ORIGINAL QUESTION
While importing a large dataset in work, I noticed some unexpected behaviour where Stata appears to "forget" a local macro, when using the append command.
This seems all the more strange as it appears to be a phenomenon specific to this one command (I tested with save and the code worked as expected).
*****************
** SET UP
******************
local datasets "auto.dta auto2.dta"
global data "/Users/Seansmac/Desktop/stata_question"
save "$data/test_data.dta", replace emptyok
local datasets "auto.dta auto2.dta"
** Save Stata data in two Excel sheets. This replicates the status of my raw data at work.
foreach dataset in `datasets'{
di "`dataset' loaded"
sysuse `dataset', clear
gen data_name = "`dataset'"
tab data_name
export excel using "$data/auto_excel.xlsx", sheet("`dataset'") first(variables) sheetreplace
di "`dataset' saved in excel"
}
*****************
** Demo of Problem
******************
import excel "$data/auto_excel.xlsx", desc
local worksheets `r(N_worksheet)'
di `worksheets'
forvalues i = 1/`worksheets' {
di " Sheet number `i'"
local shtname`i' `r(worksheet_`i')'
di "loading database: `shtname`i''"
import excel "$data/auto_excel.xlsx", sheet("`shtname`i''") clear firstrow
di "database: `shtname`i'' loaded"
append using "$data/test_data.dta", force
di "database: `shtname`i'' appended"
}
***** Show only the same data was appended twice
use "$data/test_data.dta", clear
tab data_name
** I include this tab to demonstrate that only one of the two data sets is appended.
*****************
** END
*****************
Apologies if the example is a little cluttered but I often find it helpful to use display when working with locals. To run the code, all that is required is that you change the global data.
To maintain fidelity with my problem in work I include the import excel section; I don't understand the problem sufficiently to make the example any more minimal.
ORIGINAL QUESTION EDITED
Below are two code chunks. The first demonstrates that the append command appears to work as I would expect it to (I note that I had forgot to use save in my original question). This chunk demonstrates that although appending a dataset with an empty dataset may not be entirely intuitive, it still works fine. The advantage of this method is that it eliminates the need for a conditional statement when loading files.
In the second code chunk, I try to use the append command in the same basic way, but this time in a loop. This code chunk is copy and pasted from Pearly Spencer with three minor changes:
I save an empty dataset at the beginning
I comment-out the logical if statements
I append with the empty dataset instead (and then save it, so the second time round it shouldn't be empty).
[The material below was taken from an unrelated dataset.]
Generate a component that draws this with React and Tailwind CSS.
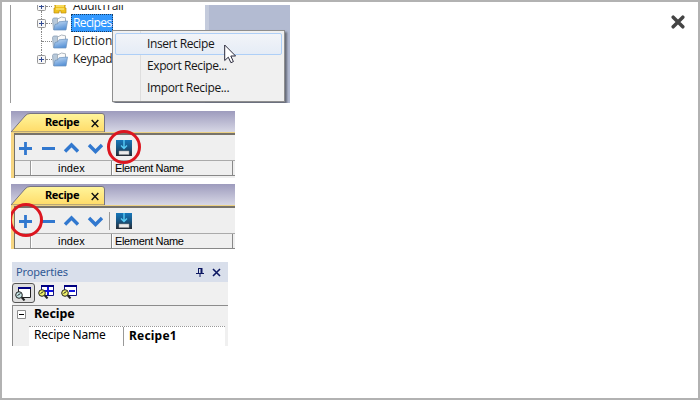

The local macro which Stata "forgets" is shtname. If you examine the display statements, nothing is printed after the first loop. This is the location of my question. To further demonstrate this, the tab command at the end of the script shows that the variable data_name has 148 observations of auto.dta and none of auto2.dta. This shows the same (ie the first) data set was appended twice. This suggests (to me) that the append part of the script works fine, but there is a problem with the local marco, shtname.
* DEMONSTRATE APPEND APPEARS TO WORK *
clear all
cd "[**INSERT CD**]"
*Create empty data set to append later
save "test_data_noloop.dta", replace emptyok
* load first dataset
sysuse auto.dta, clear
* Gen a variable indicating what dataset it is
gen dataset = "auto_1"
* append data with empty dataset
append using "test_data_noloop.dta"
save "test_data_noloop.dta", replace
clear
*load second dataset
sysuse auto2.dta, clear
* gen dataset variable again
gen dataset = "auto_2"
* append with the previously saved dataset
append using "test_data_noloop.dta"
* Demonstrate both datasets have been appended
tab dataset
* FOLLOW PEARLY SPENCER, WITH SMALL ADJUSTMENTS *
clear all
cd "[**INSERT CD**]"
local datasets "auto.dta auto2.dta"
** Added the following line
save "test_data.dta", replace emptyok
foreach dataset in `datasets'{
display "`dataset' loaded"
sysuse `dataset', clear
generate data_name = "`dataset'"
tab data_name
export excel using "auto_excel.xlsx", sheet("`dataset'") first(variables) sheetreplace
display "`dataset' saved in excel"
}
import excel "auto_excel.xlsx", desc
local worksheets `r(N_worksheet)'
display `worksheets'
forvalues i = 1 / `worksheets' {
display " Sheet number `i'"
local shtname`i' `r(worksheet_`i')'
display "loading database: `shtname`i''"
import excel "auto_excel.xlsx", sheet("`shtname`i''") clear firstrow
*if `i' == 1 save "test_data.dta", replace
display "database: `shtname`i'' loaded"
*if `i' > 1 {
append using "test_data.dta", force
save "test_data.dta", replace
*}
display "database: `shtname`i'' appended"
}
use "test_data.dta", clear
tab data_name
To address some remarks in the comments, auto2.dta can be found when typing sysuse dir into the console. It is thus a dataset available to all. I have tried my best to keep my code replicable, and unless I am mistaken all that needs to be done is to set the cd for the above code to work.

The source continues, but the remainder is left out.